Abstract

DARTS-PT is a well-known differentiable NAS method that measures the operation strength through its contribution to the supernet performance, extracting architecture from the underlying supernet. However, persistent issues of degraded architecture in DARTS-PT have been identified in recent studies. In response, we undertake a comprehensive analysis of this performance degradation issue and identify two primary contributing factors: the unfavorable competition among correlated operations during the operation selection process and the unfair advantage of parameter-free operations within DARTS-PT supernet. Building upon these findings, we propose DARTS-PT-CORE, a novel architecture selection algorithm that incorporates a collaborative operation competition mechanism and a regularization technique in the perturbation-based architecture selection approach.
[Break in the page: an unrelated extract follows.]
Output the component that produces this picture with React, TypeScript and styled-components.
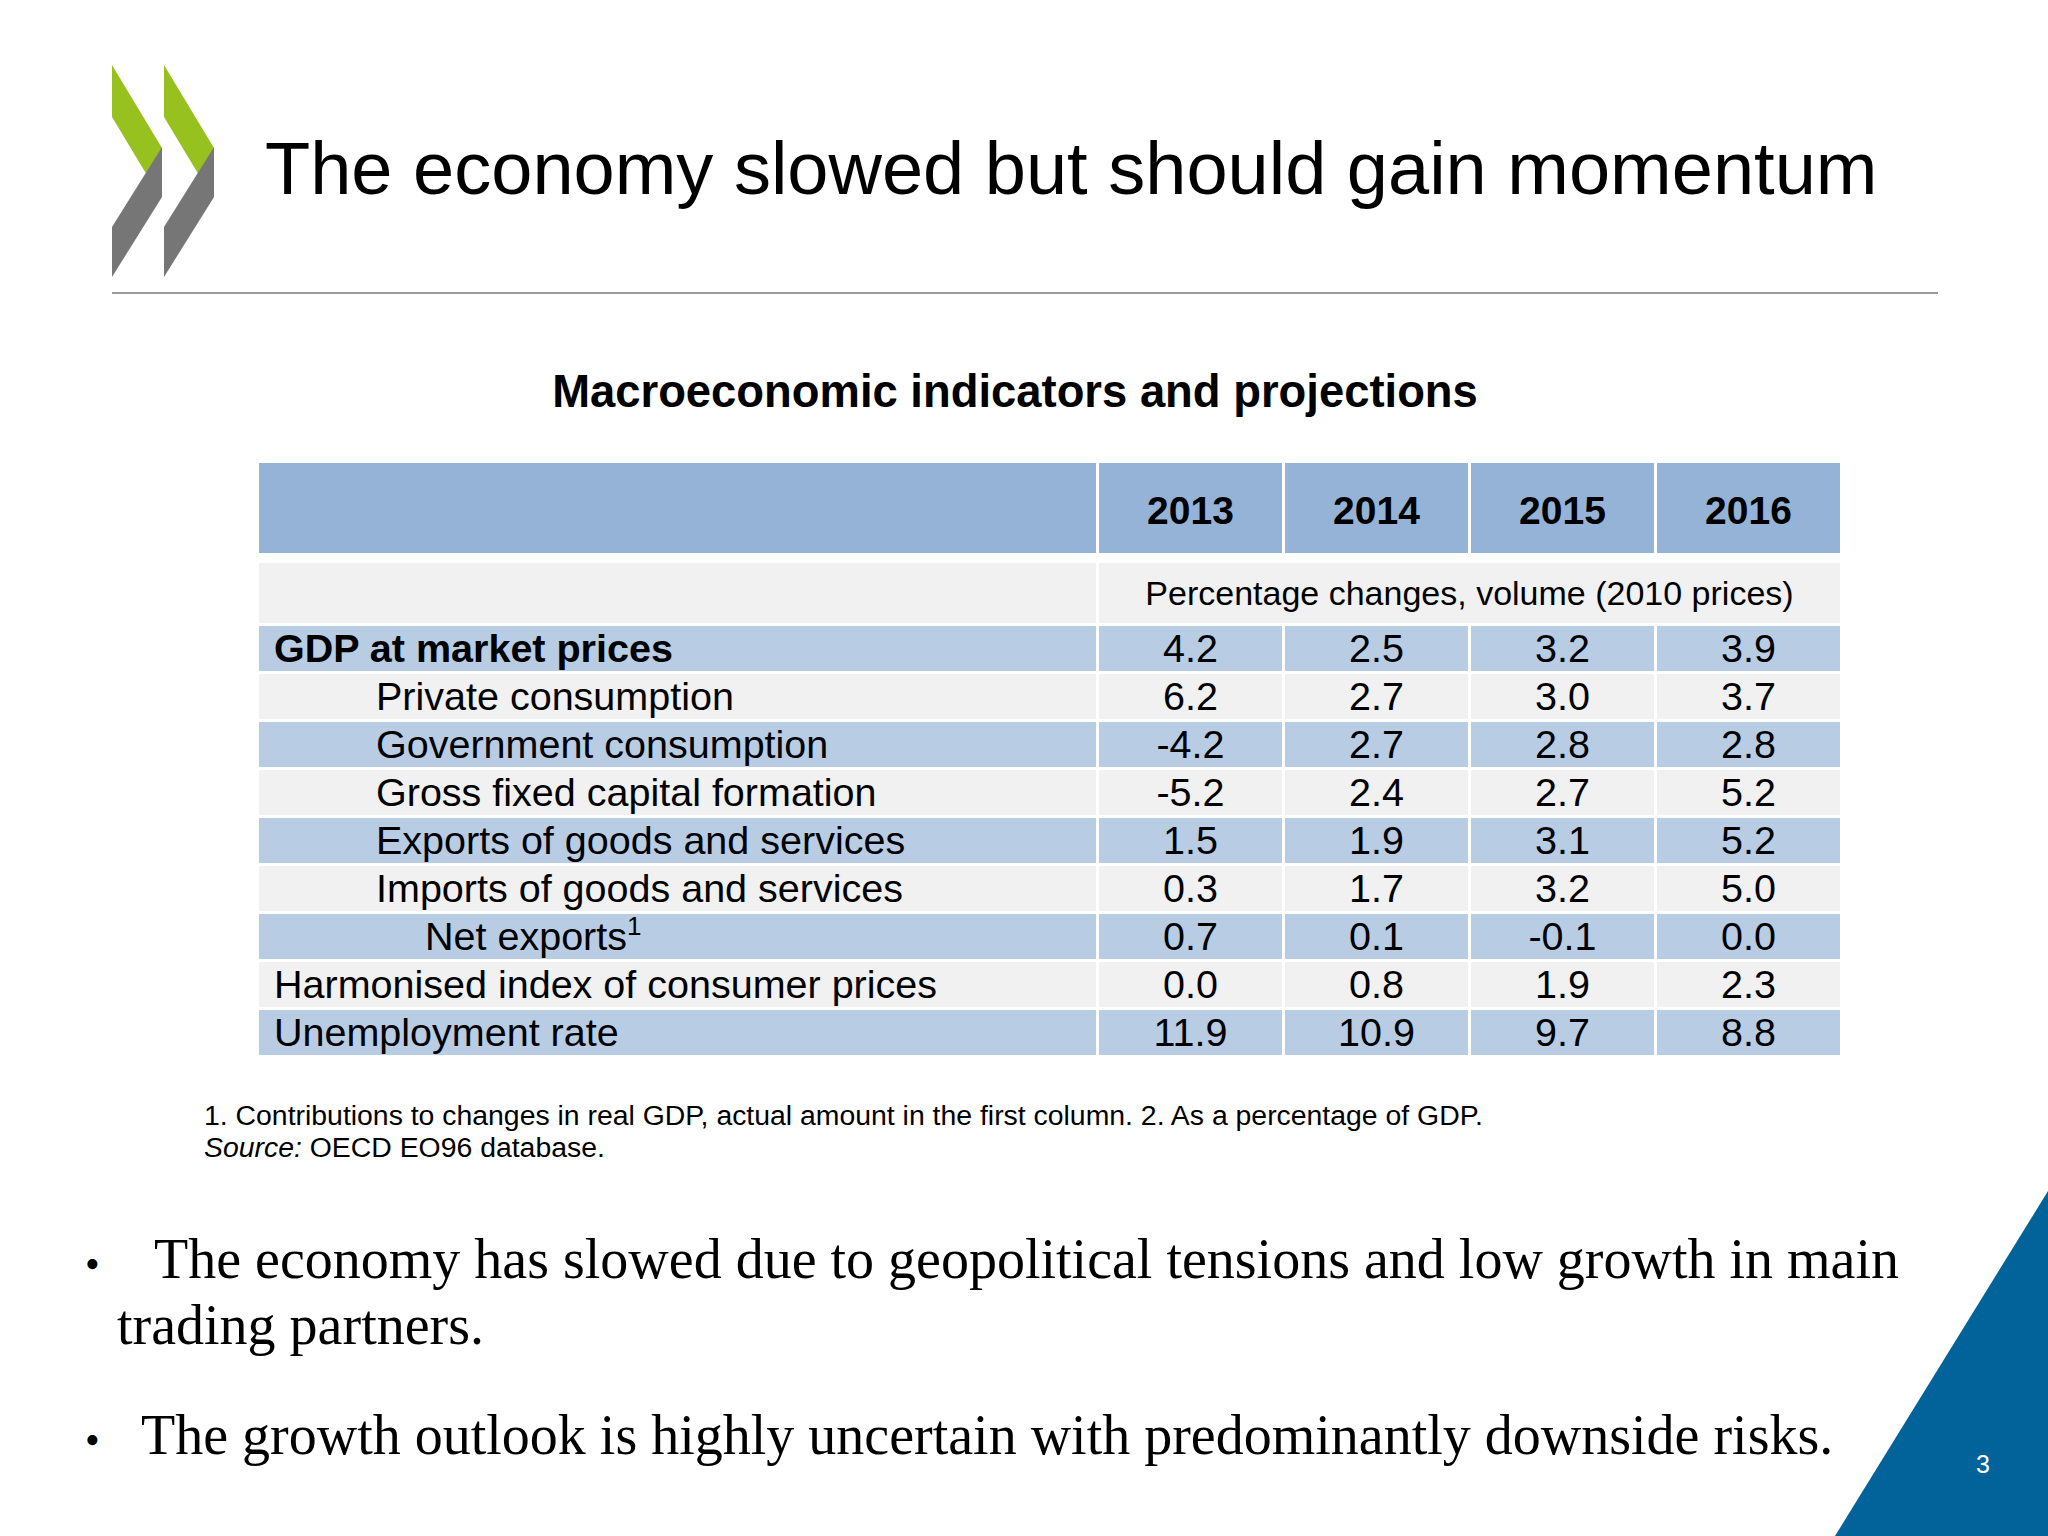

Our method aims to mitigate the negative effects of competition among correlated operations, yielding more reliable operation contribution scores. Furthermore, our regularization technique addresses the unfair advantage of parameter-free operations, facilitating a more balanced architecture selection process. Extensive experiments conducted on various datasets and search spaces indicate that DARTS-PT-CORE outperforms other state of-the-art methods. Specifically, in the DARTS search space, DARTS-PT-CORE achieves 2.43% test error on CIFAR10 and 16.23% test error on CIFAR100, while the search time is less than 0.8 GPU days. When transferring to ImageNet, DARTS-PT-CORE achieves 24.97% top-1 error. Such results underscore the effectiveness of our method in enhancing the reliability and balance of architecture selection in differentiable NAS.